Moreover, Tribes are largely unable to obtain substantial revenue by taxing tribal members who reside on non-fee land that was not allotted under the Dawes Act. As one scholar *813recently observed, even if Tribes imposed high taxes on Indian residents, "there is very little income, property, *2045or sales they could tax." Fletcher, supra, at 774. The poverty and unemployment rates on Indian reservations are significantly greater than the national average. See n. 4, infra . As a result, "there is no stable tax base on most reservations." Fletcher, supra, at 774; see Williams, Small Steps on the Long Road to Self-Sufficiency for Indian Nations: The Indian Tribal Governmental Tax Status Act of 1982, 22 Harv. J. Legis. 335, 385 (1985).
To be sure, poverty has decreased over the past few decades on reservations that have gaming activity.

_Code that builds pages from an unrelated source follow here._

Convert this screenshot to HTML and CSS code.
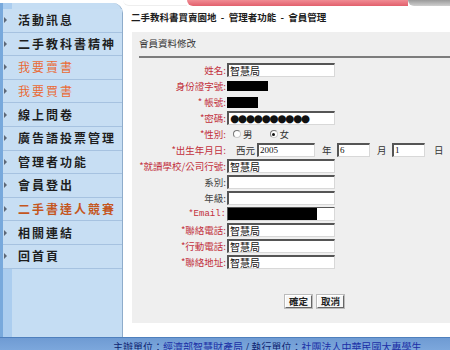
FILE: index.html
```html
<!DOCTYPE html>
<html lang="zh-Hant">
<head>
<meta charset="utf-8">
<title>會員管理</title>
<link rel="stylesheet" href="styles.css">
</head>
<body>
<div class="page">
  <aside class="side">
    <ul class="menu">
      <li class="item"><span class="arrow"></span>活動訊息</li>
      <li class="item"><span class="arrow"></span>二手教科書精神</li>
      <li class="item hot"><span class="arrow"></span>我要賣書</li>
      <li class="item hot"><span class="arrow"></span>我要買書</li>
      <li class="item"><span class="arrow"></span>線上問卷</li>
      <li class="item"><span class="arrow"></span>廣告語投票管理</li>
      <li class="item"><span class="arrow"></span>管理者功能</li>
      <li class="item"><span class="arrow"></span>會員登出</li>
      <li class="item contest"><span class="arrow"></span>二手書達人競賽</li>
      <li class="item"><span class="arrow"></span>相關連結</li>
      <li class="item"><span class="arrow"></span>回首頁</li>
    </ul>
  </aside>
  <main class="main">
    <div class="banner"><div class="banner-gap"></div><div class="banner-pink"></div><div class="banner-knob"></div></div>
    <div class="title">二手教科書買賣園地 &nbsp;-&nbsp; 管理者功能 &nbsp;-&nbsp; 會員管理</div>
    <section class="panel">
      <div class="panel-head">會員資料修改</div>
      <div class="form">
        <div class="lbl req">姓名:</div><div class="fld"><span class="inp">智慧局</span></div>
        <div class="lbl req">身份證字號:</div><div class="fld"><span class="redact r-id"></span></div>
        <div class="lbl req">* 帳號:</div><div class="fld"><span class="redact r-acc"></span></div>
        <div class="lbl req">*密碼:</div><div class="fld"><span class="inp pw">●●●●●●●●●●</span></div>
        <div class="lbl req">*性別:</div><div class="fld"><span class="radio"></span><span class="opt">男</span><span class="radio on"></span><span class="opt">女</span></div>
        <div class="lbl req">*出生年月日:</div><div class="fld"><span class="unit u-era">西元</span><span class="inp year">2005</span><span class="unit u-y">年</span><span class="inp md">6</span><span class="unit u-m">月</span><span class="inp md">1</span><span class="unit u-d">日</span></div>
        <div class="lbl req">*就讀學校/公司行號:</div><div class="fld"><span class="inp">智慧局</span></div>
        <div class="lbl">系別:</div><div class="fld"><span class="inp"></span></div>
        <div class="lbl">年級:</div><div class="fld"><span class="inp"></span></div>
        <div class="lbl req mono">*Email:</div><div class="fld"><span class="inp mail"><span class="redact r-mail"></span></span></div>
        <div class="lbl req">*聯絡電話:</div><div class="fld"><span class="inp">智慧局</span></div>
        <div class="lbl req">*行動電話:</div><div class="fld"><span class="inp">智慧局</span></div>
        <div class="lbl req">*聯絡地址:</div><div class="fld"><span class="inp">智慧局</span></div>
      </div>
      <div class="actions"><span class="btn">確定</span><span class="btn">取消</span></div>
    </section>
  </main>
  <footer class="foot">主辦單位：<span class="flink">經濟部智慧財產局</span> / 執行單位：<span class="flink">社團法人中華民國大專學生</span></footer>
</div>
</body>
</html>
```

FILE: styles.css
```css
html, body {
  margin: 0;
  padding: 0;
}
body {
  width: 450px;
  height: 350px;
  overflow: hidden;
  background: #fff;
  font-family: "Noto Sans CJK TC", "Noto Sans", sans-serif;
  color: #222;
}
.page {
  display: grid;
  grid-template-columns: 123px 327px;
  grid-template-rows: 337px 13px;
}

/* sidebar */
.side {
  padding-top: 3px;
  box-sizing: border-box;
  height: 337px;
}
.menu {
  list-style: none;
  margin: 0;
  padding: 6px 0 0 0;
  height: 100%;
  box-sizing: border-box;
  border-left: 3px solid #78a9dc;
  border-right: 1px solid #8eaccb;
  border-radius: 0 10px 0 0;
  background: linear-gradient(to right, #abcdef 0 9px, #c5ddf3 9px);
}
.item {
  height: 22.6px;
  border-bottom: 1px solid #a6c2e0;
  background: #c7def3;
  display: flex;
  align-items: center;
  font-size: 12px;
  font-weight: bold;
  letter-spacing: 2px;
  line-height: 1;
  color: #1e1e1e;
  white-space: nowrap;
}
.arrow {
  width: 0;
  height: 0;
  border-left: 3px solid #5d6878;
  border-top: 3px solid transparent;
  border-bottom: 3px solid transparent;
  margin: 0 11px 0 1px;
}
.item.hot {
  color: #ea6a34;
  font-weight: normal;
}
.item.contest {
  color: #c4561e;
}

/* main */
.main {
  display: flex;
  flex-direction: column;
  height: 337px;
  min-width: 0;
}
.banner {
  display: flex;
  height: 6px;
}
.banner-gap {
  width: 64px;
  border-bottom: 1px solid #eee;
  border-radius: 0 0 0 8px;
}
.banner-pink {
  flex: 1;
  background: linear-gradient(to bottom, #f08c94, #e2606c);
  border-radius: 0 0 0 14px;
}
.banner-knob {
  width: 42px;
  background: linear-gradient(to bottom, #9a9a9a, #cfcfcf);
  border-radius: 0 0 0 18px;
}
.title {
  padding-left: 8px;
  line-height: 23px;
  height: 23px;
  padding-bottom: 3px;
  font-size: 9.5px;
  font-weight: bold;
  color: #1c1c1c;
  white-space: nowrap;
}
.panel {
  margin-left: 9px;
  height: 291px;
  box-sizing: border-box;
  background: #efefef;
  padding-left: 7px;
}
.panel-head {
  padding-top: 5px;
  line-height: 12px;
  height: 12px;
  padding-bottom: 7px;
  border-bottom: 2px solid #7c7c7c;
  font-size: 9.5px;
  color: #333;
}
.form {
  margin-top: 4px;
  display: grid;
  grid-template-columns: 87px 223px;
  column-gap: 1px;
  grid-auto-rows: 16px;
}
.lbl {
  text-align: right;
  font-size: 9.5px;
  line-height: 16px;
  color: #444;
  white-space: nowrap;
}
.lbl.req {
  color: #c2303c;
}
.lbl.mono {
  font-family: "Liberation Mono", "DejaVu Sans Mono", monospace;
  font-size: 9px;
}
.fld {
  display: flex;
  align-items: center;
  white-space: nowrap;
  min-width: 0;
}
.fld > * {
  flex-shrink: 0;
}
.inp {
  box-sizing: border-box;
  width: 108px;
  height: 14px;
  background: #fff;
  border-top: 2px solid #555;
  border-left: 2px solid #555;
  border-right: 1px solid #d8d8d8;
  border-bottom: 1px solid #d8d8d8;
  font-size: 10px;
  line-height: 11px;
  padding-left: 1px;
  color: #111;
  white-space: nowrap;
  overflow: hidden;
}
.inp.pw {
  font-family: "DejaVu Sans", sans-serif;
  font-size: 10.5px;
  letter-spacing: -1.3px;
  line-height: 11px;
}
.inp.year {
  width: 58px;
  font-family: "Liberation Serif", serif;
  font-size: 9px;
}
.inp.md {
  width: 33px;
  font-family: "Liberation Serif", serif;
  font-size: 9px;
}
.inp.mail {
  padding: 0;
  border-left-width: 1px;
  border-top-width: 1px;
}
.unit {
  box-sizing: border-box;
  font-size: 9.5px;
  line-height: 12px;
  color: #333;
}
.u-era {
  width: 30px;
  padding-left: 9px;
}
.u-y,
.u-m {
  width: 22px;
  padding-left: 7px;
}
.u-d {
  width: 20px;
  padding-left: 9px;
}
.redact {
  display: block;
  background: #000;
}
.r-id {
  width: 41px;
  height: 10px;
}
.r-acc {
  width: 31px;
  height: 11px;
}
.r-mail {
  width: 89px;
  height: 13px;
}
.radio {
  box-sizing: border-box;
  width: 8px;
  height: 8px;
  border-radius: 50%;
  border: 1px solid #777;
  border-right-color: #ccc;
  border-bottom-color: #ccc;
  background: #fff;
  margin-left: 6px;
  display: flex;
  align-items: center;
  justify-content: center;
}
.radio.on::after {
  content: "";
  width: 3px;
  height: 3px;
  border-radius: 50%;
  background: #111;
}
.radio.on {
  margin-left: 17px;
}
.opt {
  font-size: 9.5px;
  color: #333;
  margin-left: 2px;
}
.actions {
  margin-top: 25px;
  padding-left: 146px;
  display: flex;
  gap: 5px;
}
.btn {
  box-sizing: border-box;
  height: 13px;
  padding: 0 3px;
  background: #f6f6f6;
  border-top: 1px solid #fff;
  border-left: 1px solid #fff;
  border-right: 1px solid #666;
  border-bottom: 1px solid #666;
  box-shadow: 0 0 0 1px #bbb;
  font-size: 9.5px;
  font-weight: bold;
  line-height: 11px;
  color: #222;
}

/* footer */
.foot {
  grid-column: 1 / 3;
  background: linear-gradient(to bottom, #4f80bd 0 1px, #6f9bd3 1px, #7ca7dc);
  padding-left: 113px;
  padding-top: 4px;
  font-size: 10px;
  line-height: 12px;
  color: #0d1f70;
  white-space: nowrap;
  overflow: hidden;
}
.flink {
  color: #1b2fa6;
}
```
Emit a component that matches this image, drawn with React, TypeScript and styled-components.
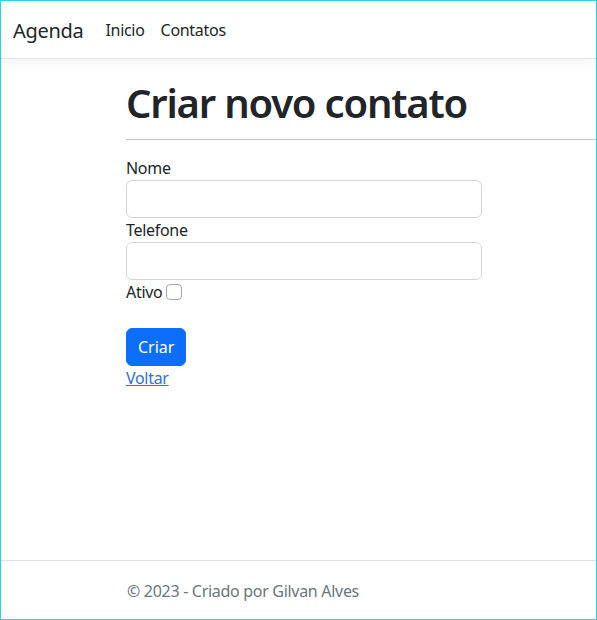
import React from "react";
import styled, { createGlobalStyle } from "styled-components";

const fontStack = `"Noto Sans", "Open Sans", "Liberation Sans", sans-serif`;

const GlobalStyle = createGlobalStyle`
  html, body {
    margin: 0;
    padding: 0;
    background: #fff;
  }
  body {
    font-family: ${fontStack};
    font-size: 16px;
    line-height: 1.5;
    letter-spacing: -0.3px;
    color: #212529;
  }
  *, *::before, *::after {
    box-sizing: border-box;
  }
`;

const Frame = styled.div`
  display: flex;
  flex-direction: column;
  height: 620px;
  border: 1px solid #30cfe2;
  overflow: hidden;
`;

const NavBar = styled.nav`
  display: flex;
  align-items: center;
  height: 58px;
  padding: 0 12px;
  border-bottom: 1px solid #e4e4e4;
  box-shadow: 0 4px 12px rgba(0, 0, 0, 0.05);
`;

const Brand = styled.a`
  font-size: 20px;
  line-height: 30px;
  padding-top: 2px;
  color: #212529;
  text-decoration: none;
  margin-right: 14px;
`;

const NavLinks = styled.ul`
  display: flex;
  list-style: none;
  margin: 0;
  padding: 0;
`;

const NavLink = styled.a`
  display: block;
  padding: 9px 8px 8px;
  color: #212529;
  text-decoration: none;
`;

const Main = styled.main`
  flex: 1;
  padding-left: 125px;
`;

const Title = styled.h1`
  font-size: 40px;
  font-weight: 600;
  line-height: 48px;
  letter-spacing: -1.2px;
  margin: 20px 0 12px;
`;

const Rule = styled.hr`
  border: 0;
  border-top: 1px solid #c7c7c7;
  margin: 0 0 16px;
`;

const Form = styled.form`
  width: 356px;
`;

const Label = styled.label`
  display: block;
`;

const Input = styled.input`
  display: block;
  width: 100%;
  height: 38px;
  padding: 6px 12px;
  font: inherit;
  border: 1px solid #d6d6d6;
  border-radius: 6px;
`;

const CheckRow = styled.label`
  display: flex;
  align-items: center;
  gap: 4px;
`;

const Check = styled.input`
  appearance: none;
  width: 16px;
  height: 16px;
  margin: 0;
  border: 1px solid #a8a8a8;
  border-radius: 4px;
  background: #fff;
`;

const Button = styled.button`
  display: block;
  margin-top: 24px;
  height: 38px;
  padding: 6px 11px;
  font: inherit;
  color: #fff;
  background: #0d6efd;
  border: 1px solid #0d6efd;
  border-radius: 6px;
`;

const BackLink = styled.a`
  color: #2f6fd6;
  text-decoration: underline;
`;

const Footer = styled.footer`
  flex: none;
  height: 59px;
  border-top: 1px solid #dee2e6;
  line-height: 60px;
  padding-left: 126px;
  color: #6c757d;
  white-space: nowrap;
`;

export default function App() {
  return (
    <>
      <GlobalStyle />
      <Frame>
        <NavBar>
          <Brand href="#">Agenda</Brand>
          <NavLinks>
            <li>
              <NavLink href="#">Inicio</NavLink>
            </li>
            <li>
              <NavLink href="#">Contatos</NavLink>
            </li>
          </NavLinks>
        </NavBar>
        <Main>
          <Title>Criar novo contato</Title>
          <Rule />
          <Form onSubmit={(e) => e.preventDefault()}>
            <Label htmlFor="nome">Nome</Label>
            <Input id="nome" type="text" />
            <Label htmlFor="telefone">Telefone</Label>
            <Input id="telefone" type="text" />
            <CheckRow>
              Ativo <Check type="checkbox" />
            </CheckRow>
            <Button type="submit">Criar</Button>
            <BackLink href="#">Voltar</BackLink>
          </Form>
        </Main>
        <Footer>© 2023 - Criado por Gilvan Alves</Footer>
      </Frame>
    </>
  );
}
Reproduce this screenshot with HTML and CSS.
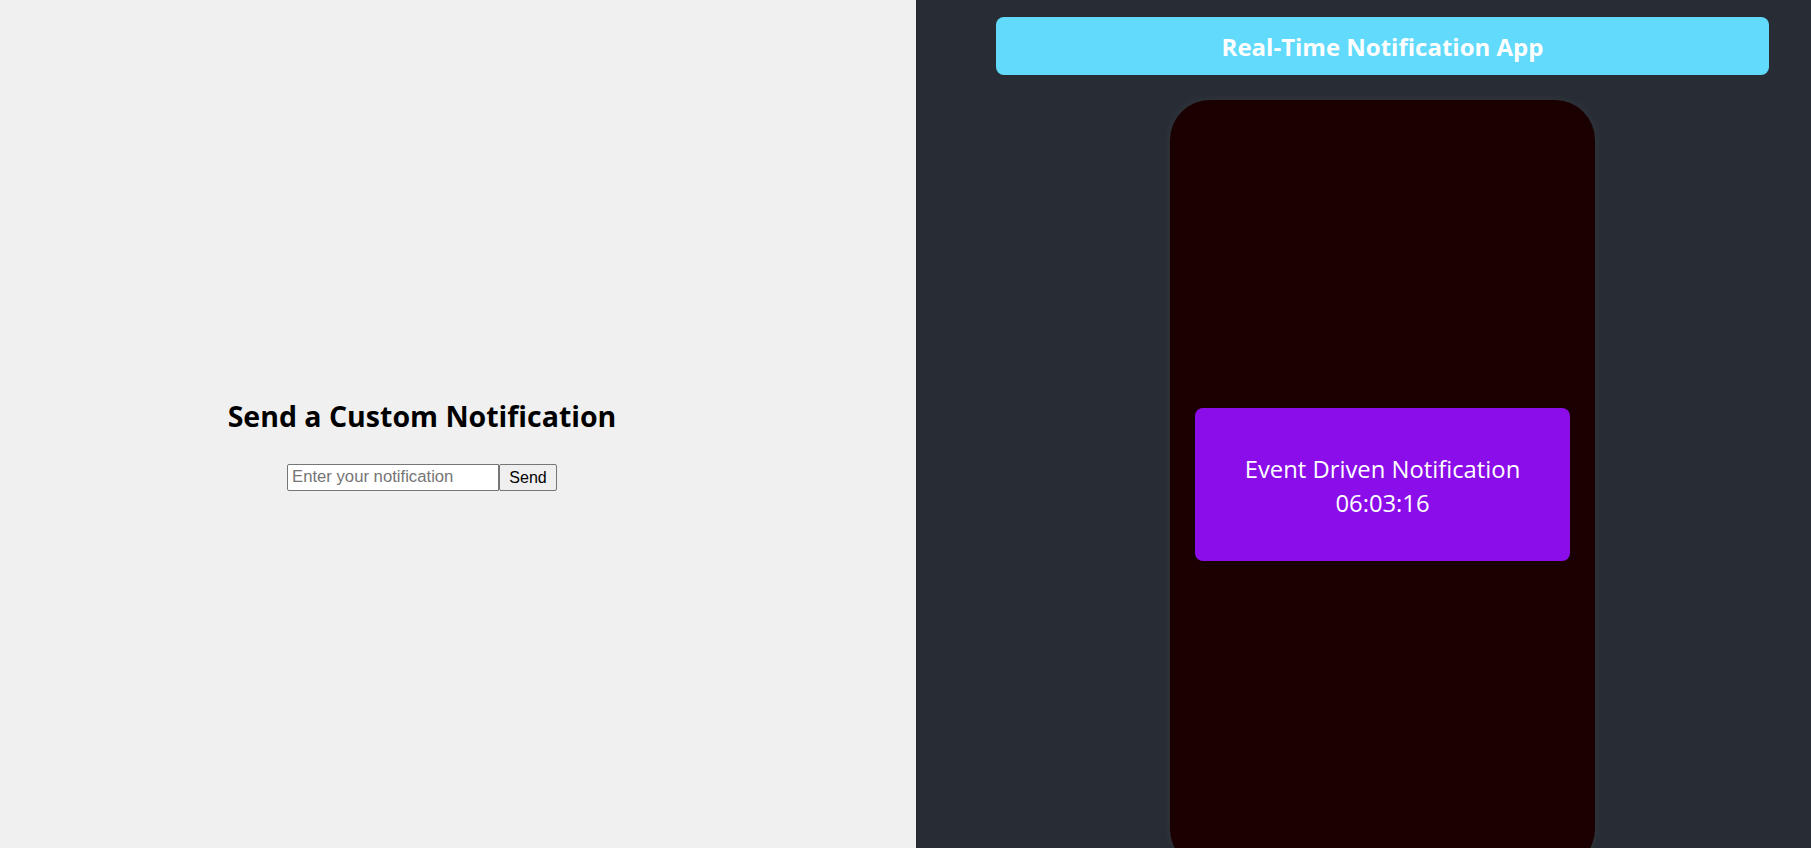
FILE: index.html
```html
<!DOCTYPE html>
<html lang="en">
<head>
<meta charset="utf-8">
<title>Real-Time Notification App</title>
<link rel="stylesheet" href="styles.css">
</head>
<body>
<div class="app">
  <section class="sender">
    <h2 class="sender-title">Send a Custom Notification</h2>
    <div class="sender-form">
      <input class="sender-input" type="text" placeholder="Enter your notification">
      <button class="sender-button" type="button">Send</button>
    </div>
  </section>
  <section class="viewer">
    <header class="app-header">Real-Time Notification App</header>
    <div class="phone">
      <div class="notification">
        <div class="notification-text">Event Driven Notification</div>
        <div class="notification-time">06:03:16</div>
      </div>
    </div>
  </section>
</div>
</body>
</html>
```
FILE: styles.css
```css
* { box-sizing: border-box; }
html, body { margin: 0; padding: 0; height: 100%; overflow: hidden; }
body { font-family: "Open Sans", "Noto Sans", sans-serif; }
.app { display: flex; height: 848px; }
.sender {
  width: 916px;
  flex: none;
  background: #f0f0f0;
  display: flex;
  flex-direction: column;
  align-items: center;
  justify-content: center;
  padding: 41px 72px 0 0;
  box-shadow: 1px 0 2px rgba(0,0,0,0.12);
  position: relative;
  z-index: 1;
}
.sender-title {
  margin: 0 0 29px;
  font-size: 28.5px;
  line-height: 37px;
  font-weight: 700;
  color: #000;
}
.sender-form { display: flex; }
.sender-input {
  width: 212px;
  height: 27px;
  margin: 0;
  padding: 0 4px 1px;
  border: 1px solid #767676;
  border-radius: 2px 0 0 2px;
  font-family: "Liberation Sans", Arial, sans-serif;
  font-size: 16.7px;
  color: #000;
  background: #fff;
}
.sender-input::placeholder { color: #757575; }
.sender-button {
  width: 58px;
  height: 27px;
  margin: 0;
  padding: 0 6px;
  border: 1px solid #767676;
  border-radius: 2px;
  background: #efefef;
  font-family: "Liberation Sans", Arial, sans-serif;
  font-size: 16px;
  color: #000;
}
.viewer {
  flex: 1;
  background: #282c34;
  display: flex;
  flex-direction: column;
  align-items: center;
  padding: 17px 0 0 38px;
}
.app-header {
  width: 773px;
  height: 58px;
  flex: none;
  background: #61dafb;
  border-radius: 8px;
  color: #fff;
  font-weight: 700;
  font-size: 24px;
  display: flex;
  align-items: center;
  justify-content: center;
}
.phone {
  margin-top: 25px;
  width: 425px;
  height: 769px;
  flex: none;
  background: #1a0000;
  border-radius: 40px;
  box-shadow: 0 0 12px rgba(255,255,255,0.05);
  display: flex;
  align-items: center;
  justify-content: center;
}
.notification {
  width: 375px;
  height: 153px;
  padding-top: 4px;
  background: #8b0dea;
  border-radius: 8px;
  color: #fff;
  font-size: 23.8px;
  line-height: 33.5px;
  text-align: center;
  display: flex;
  flex-direction: column;
  justify-content: center;
}
```
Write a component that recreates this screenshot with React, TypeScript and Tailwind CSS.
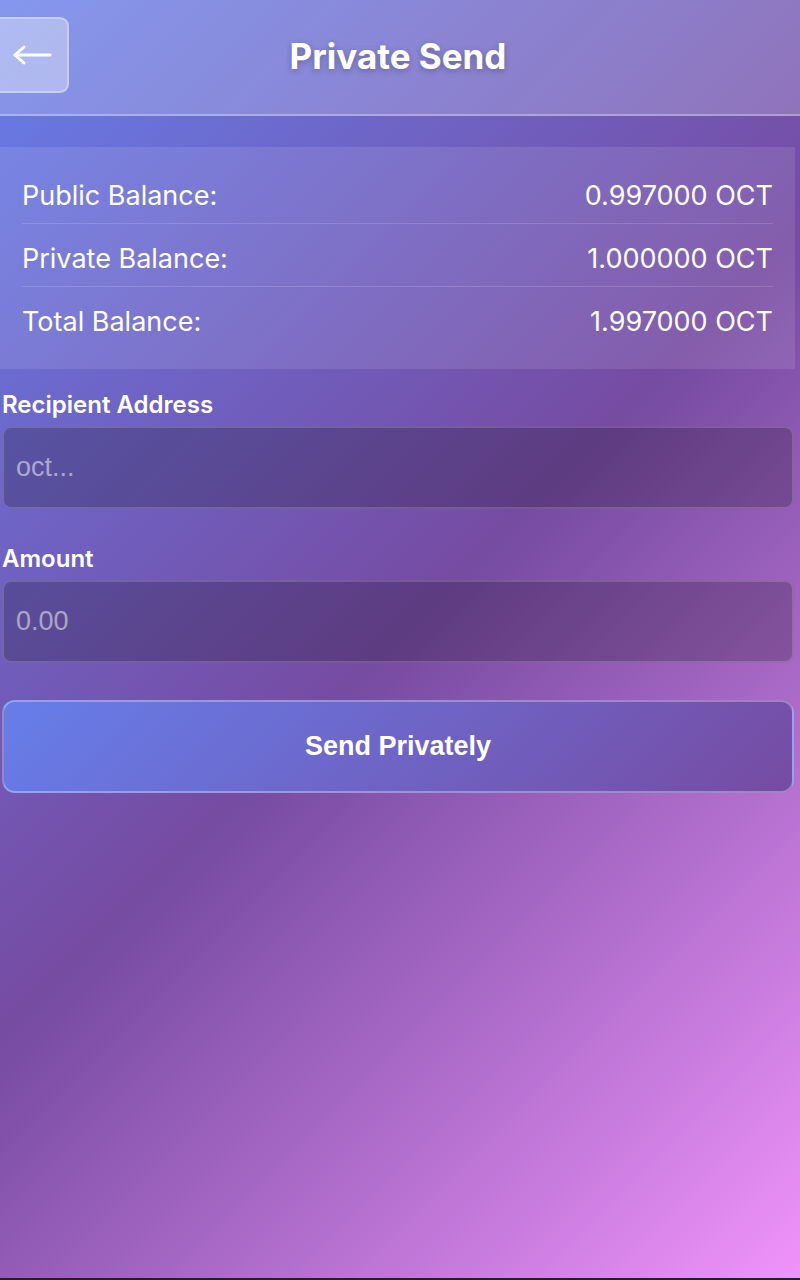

One recent study found that between 1990 and 2000, the presence of a tribal casino increased average per capita income by 7.4% and reduced the family poverty rate by 4.9 percentage points. Anderson, Tribal Casino Impacts on American Indians Well-Being: Evidence From Reservation-Level Census Data, 31 Contemporary Economic Policy 291, 298 (Apr. 2013). But even reservations that have gaming continue to experience significant poverty, especially relative to the national average. See id., at 296. The same is true of Indian reservations more generally.4
Both history and proper respect for tribal sovereignty-or comity-counsel against creating a special "commercial activity" exception to tribal sovereign immunity. For these reasons, and for the important reasons of stare decisis and *814deference to Congress outlined in the majority opinion, I concur.